The site is a steady cacophony. The streets leading to it are clogged with trucks, machines, generators, power lines, light stands, chain-link fences, workers, cops, firemen, soldiers and dirt. There is nothing the slightest bit beautiful, redeeming or inspiring about it. Rubble is the right word. It is debris. What once had shape, structure and purpose is now just girders, pipes, stone, stuffing and dust. A piece of the familiar steel facade, seen often in photographs and on TV because its torn edges formed a triangle striving toward the sky, up close was just torn, stained steel and ripped pads of insulation. Some people thought it should remain as part of any eventual memorial, but yesterday they cut it up and took it down.

There are holes and crevasses, and a gray, demonic smoke rises from the pile and sits above it. It never seems to move, but you know it is moving because all around the area your nose fills with something sharp and bitter. I watched two firemen at the end of a crane's arm, pouring an arc of water down into the hole by the broken facade, but this is 17 days later, and that smoke still won't stop rising from the pile. There is one black stand of floors still standing. Like the rubble itself, it goes up about four stories. As you stare at it, reflexively your eyes look up; it is odd how often one seems to have to reaffirm that this space is, in fact, empty. I talked to a police sergeant who said he had worked for years nearby at City Hall, and he remarked on the dislocation: "I just can't get my bearings down here anymore."

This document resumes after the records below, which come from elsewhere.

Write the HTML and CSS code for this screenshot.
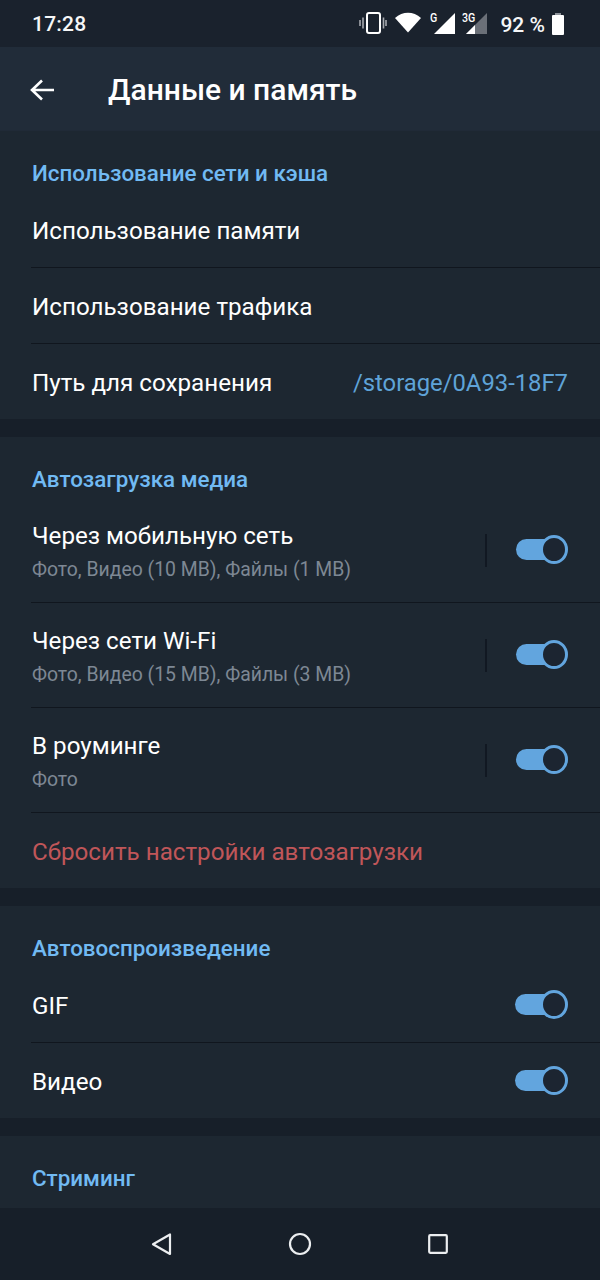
FILE: index.html
```html
<!DOCTYPE html>
<html lang="ru">
<head>
<meta charset="utf-8">
<title>Данные и память</title>
<link rel="stylesheet" href="styles.css">
</head>
<body>
<div class="screen">
  <div class="status">
    <span class="time">17:28</span>
    <div class="status-icons">
      <svg class="i-vib" width="30" height="24" viewBox="0 0 30 24"><rect x="10" y="2" width="13" height="20" rx="2" fill="none" stroke="#fff" stroke-width="2"/><path d="M6 6.500v11M3 9v6M26.500 6.500v11M29 9v6" stroke="#a5a9ae" stroke-width="1.600" fill="none"/></svg>
      <svg class="i-wifi" width="28" height="22" viewBox="0 0 28 22"><path d="M1 7C8.500 0 19.500 0 27 7L14 21.500Z" fill="#fff"/></svg>
      <div class="sig">
        <span class="sig-l sig-g">G</span>
        <svg width="22" height="22" viewBox="0 0 22 22"><path d="M0 22L21 1V22Z" fill="#fff"/></svg>
      </div>
      <div class="sig sig2">
        <span class="sig-l sig-3g">3G</span>
        <svg width="22" height="22" viewBox="0 0 22 22"><path d="M0 22L21 1V22Z" fill="#6b7078"/><path d="M0 22L9 13V22Z" fill="#fff"/></svg>
      </div>
      <span class="pct">92 %</span>
      <svg class="i-bat" width="12" height="22" viewBox="0 0 12 22"><path d="M3.500 0h5v2h2.500a1 1 0 0 1 1 1v18a1 1 0 0 1-1 1h-10a1 1 0 0 1-1-1v-18a1 1 0 0 1 1-1h2.500Z" fill="#fff"/><path d="M3.500 0h5v2h-5Z" fill="#8d939a"/></svg>
    </div>
  </div>

  <header class="appbar">
    <svg class="back" width="26" height="24" viewBox="0 0 26 24"><path d="M25 12H3M13 2.500L3 12l10 9.500" fill="none" stroke="#fff" stroke-width="2.600"/></svg>
    <h1 class="title">Данные и память</h1>
  </header>

  <section class="card first">
    <h2 class="head">Использование сети и кэша</h2>
    <div class="row div"><span class="label">Использование памяти</span></div>
    <div class="row div"><span class="label">Использование трафика</span></div>
    <div class="row end"><span class="label">Путь для сохранения</span><span class="value">/storage/0A93-18F7</span></div>
  </section>

  <section class="card">
    <h2 class="head">Автозагрузка медиа</h2>
    <div class="row tall div">
      <div class="stack"><span class="label">Через мобильную сеть</span><span class="sub">Фото, Видео (10 MB), Файлы (1 MB)</span></div>
      <span class="sep"></span><span class="toggle"></span>
    </div>
    <div class="row tall div">
      <div class="stack"><span class="label">Через сети Wi-Fi</span><span class="sub">Фото, Видео (15 MB), Файлы (3 MB)</span></div>
      <span class="sep"></span><span class="toggle"></span>
    </div>
    <div class="row tall div">
      <div class="stack"><span class="label">В роуминге</span><span class="sub">Фото</span></div>
      <span class="sep"></span><span class="toggle"></span>
    </div>
    <div class="row end"><span class="label danger">Сбросить настройки автозагрузки</span></div>
  </section>

  <section class="card">
    <h2 class="head">Автовоспроизведение</h2>
    <div class="row div"><span class="label">GIF</span><span class="toggle plain"></span></div>
    <div class="row end"><span class="label">Видео</span><span class="toggle plain"></span></div>
  </section>

  <section class="card last">
    <h2 class="head">Стриминг</h2>
  </section>

  <nav class="navbar">
    <svg width="24" height="24" viewBox="0 0 24 24"><path d="M20 2.500V22L3 12.200Z" fill="none" stroke="#eceef0" stroke-width="2.200" stroke-linejoin="round"/></svg>
    <svg width="24" height="24" viewBox="0 0 24 24"><circle cx="12" cy="12" r="10" fill="none" stroke="#eceef0" stroke-width="2.200"/></svg>
    <svg width="24" height="24" viewBox="0 0 24 24"><rect x="3.200" y="3.200" width="17.600" height="17.600" rx="1" fill="none" stroke="#eceef0" stroke-width="2.200"/></svg>
  </nav>
</div>
</body>
</html>
```
FILE: styles.css
```css
*, *::before, *::after { box-sizing: border-box; }
html, body { margin: 0; padding: 0; }
body { background: #171f29; font-family: Roboto, "Noto Sans", sans-serif; color: #fff; }
.screen { width: 600px; height: 1280px; overflow: hidden; display: flex; flex-direction: column; background: #171f29; }

.status { height: 47px; flex: none; display: flex; align-items: center; justify-content: space-between; padding: 0 36px 0 32px; background: #1a222d; }
.time { font-size: 21px; font-weight: 500; color: #f6f7f8; letter-spacing: .2px; }
.status-icons { display: flex; align-items: center; }
.status-icons svg { display: block; }
.i-vib { margin-bottom: 2px; }
.i-wifi { margin: 0 0 4px 7px; }
.sig { position: relative; width: 22px; height: 22px; margin: 0 0 2px 12px; }
.sig2 { margin-left: 10px; }
.sig-l { position: absolute; top: 0; font-size: 12.500px; font-weight: 500; line-height: 12px; color: #fff; transform: scaleX(.85); transform-origin: 0 0; }
.sig-g { left: -4.500px; }
.sig-3g { left: -4px; }
.pct { font-size: 21px; font-weight: 500; margin: 2px 0 0 12px; color: #f6f7f8; }
.i-bat { margin-left: 7px; }

.appbar { height: 84px; flex: none; display: flex; align-items: center; padding: 2px 0 0 29px; background: #212c39; border-bottom: 1px solid #202a37; }
.title { margin: 0 0 0 53px; font-size: 30px; font-weight: 500; color: #fff; }
.back { flex: none; }

.card { flex: none; background: #1d2731; margin-bottom: 18px; }
.head { margin: 0; height: 61px; padding: 29px 32px 0; font-size: 22.4px; line-height: 26px; font-weight: 500; color: #71baf3; }
.row { height: 76px; display: flex; align-items: center; margin-left: 32px; padding-right: 32px; }
.row.end { height: 75px; }
.row.div { border-bottom: 1px solid #10161e; margin-left: 31px; padding-left: 1px; }
.row.tall { height: 105px; }
.label { font-size: 24.2px; color: #fff; flex: 1; padding-top: 3px; }
.value { font-size: 23.800px; color: #5fa3d8; padding-top: 3px; }
.danger { color: #c05659; }
.stack { flex: 1; display: flex; flex-direction: column; gap: 9px; padding-top: 4px; }
.sub { font-size: 19.4px; line-height: 22px; color: #7d8894; }
.stack .label { flex: none; line-height: 27px; padding-top: 0; }
.sep { width: 2px; height: 33px; background: #111822; margin-right: 29px; flex: none; }

.toggle { position: relative; flex: none; width: 52px; height: 29px; margin-bottom: 1px; }
.toggle::before { content: ""; position: absolute; left: 0; right: 12px; top: 4px; height: 21px; border-radius: 11px; background: #62a5de; }
.toggle::after { content: ""; position: absolute; right: 0; top: 0; width: 28px; height: 29px; border-radius: 50%; background: #1c2531; border: 3px solid #62a5de; }
.toggle.plain { width: 53px; margin-bottom: 0; }

.last { margin-bottom: 0; height: 72px; }
.navbar { flex: 1; display: flex; align-items: center; justify-content: space-between; padding: 0 150px; background: #171f29; }
.navbar svg { display: block; }
```
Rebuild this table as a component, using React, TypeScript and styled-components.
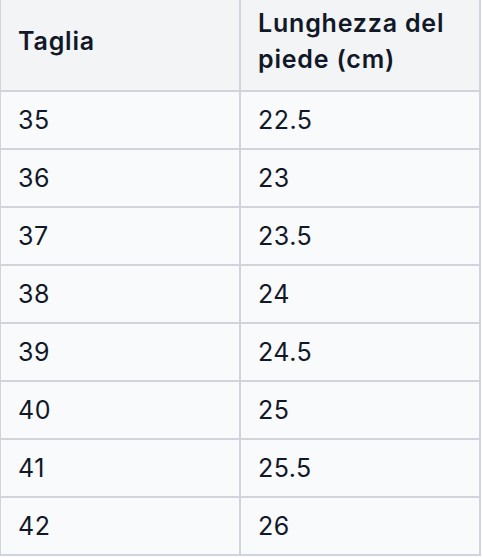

Broadway, close to the site, is now open to pedestrians, but it is hard to see much by looking down Liberty Street, Fulton or Maiden Lane. The tough red granite of Old St. Paul's Church fills one block, with its dusty courtyard of graves going back to the Revolution. The tall surviving buildings close by, such as the beautiful old Woolworth Building or Liberty Plaza, now loom high over what's left of their taller, fallen brothers. They look like protective sentinels, unwilling to give the gawkers a look.

The police are the same way on Broadway. They're sick of the people with cameras. At Maiden Lane, which offers the best sightline, they've parked a city bus and stretched a piece of blue plastic to hamper photos. I saw a man a block down try to position his two friends against the higher rubble for a shot, and a policewoman said, "You can't take that picture, this isn't a tourist attraction, it's not right, move on."

The government says there is over one million tons of rubble. The pieces are large and heavy, too heavy for the rescuers to move very far by hand. It really is time to bring in the heavy equipment. The current plan, over the next six to nine months, is to take it by truck or river barge to a place on Staten Island called Fresh Kills. It's a large landfill, which was closed in March. It's a dump. That fact may be a gift from God.

I would like to propose that when the removal of this material to Staten Island is completed, it should be plotted off from the nearby land, and landscaped into a new national cemetery for the workers, firemen and policemen who died as one at the World Trade Center on September 11.

Landfills are landscaped into other uses all the time. It would not be hard to turn this land into a handsome national cemetery, like Arlington or even the cemetery near the water at Normandy.

The new cemetery would give each of the dead an identified marker or headstone, one holy place, a plot, for families and friends to visit and honor and pray for these innocent who right now share only that rubble. Normandy, where 9,383 Americans repose, has a Web site at www.abmc.gov/no.htm. It has an aerial photograph of the cemetery, which is simple, merely a large rectangle of graves. These 6,300 deserve the same.